They are all our children

This is going to be an essay about racism. So if you’d rather not read about that subject or discuss it, I’d suggest you check out the other fine essays on this blog.

It has, however, been suggested that those of us for whom this is an important topic should just move over. I wanted to share some of my personal and professional experience to explain why I won’t do that.

One of the many reasons I loved Molly Ivins is that we shared some significant things in terms of our background. Both of us were raised in East Texas. One of the first things I ever read of Molly’s was an article in Ms. Magazine about her journey out of dysfunctional conservatism (sorry, no link. I’ve looked and can’t find it online). Molly said that as a child, she was told to drink only out of the public water fountain labeled for “whites” because the one for “coloreds” was dirty. In all her childhood innocence, she noticed that the colored water fountain was actually cleaner due to lack of use.
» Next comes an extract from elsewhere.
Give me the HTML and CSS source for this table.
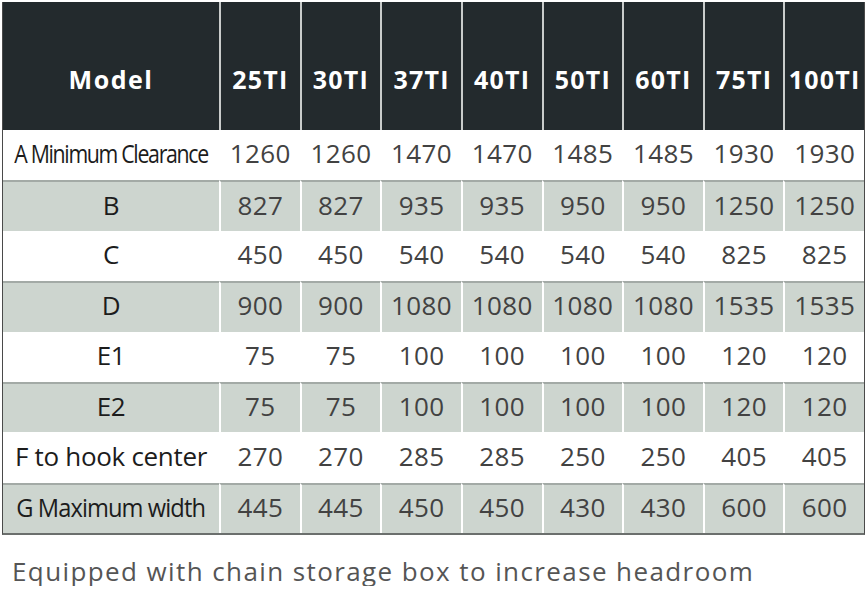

It was as a result of this kind of experience that she saw, for the first time, that she was being lied to. Recognizing racism was the beginning of opening her eyes to the way the world really works.

I had a similar experience while going to a conservative christian college with very few black students. I was blessed to be befriended by one of the only African American women attending the school. One day, as we were walking across campus, she said, “Sometimes I just get sooo tired of only seeing white faces around here.” It was like someone hit me over the head with a brick. That was the first time I caught a glimpse of what the world looks like through black eyes and I’ve been curious about it ever since. It was my journey to understand racism that eventually opened my eyes to the political and religious lies I had been told all my life.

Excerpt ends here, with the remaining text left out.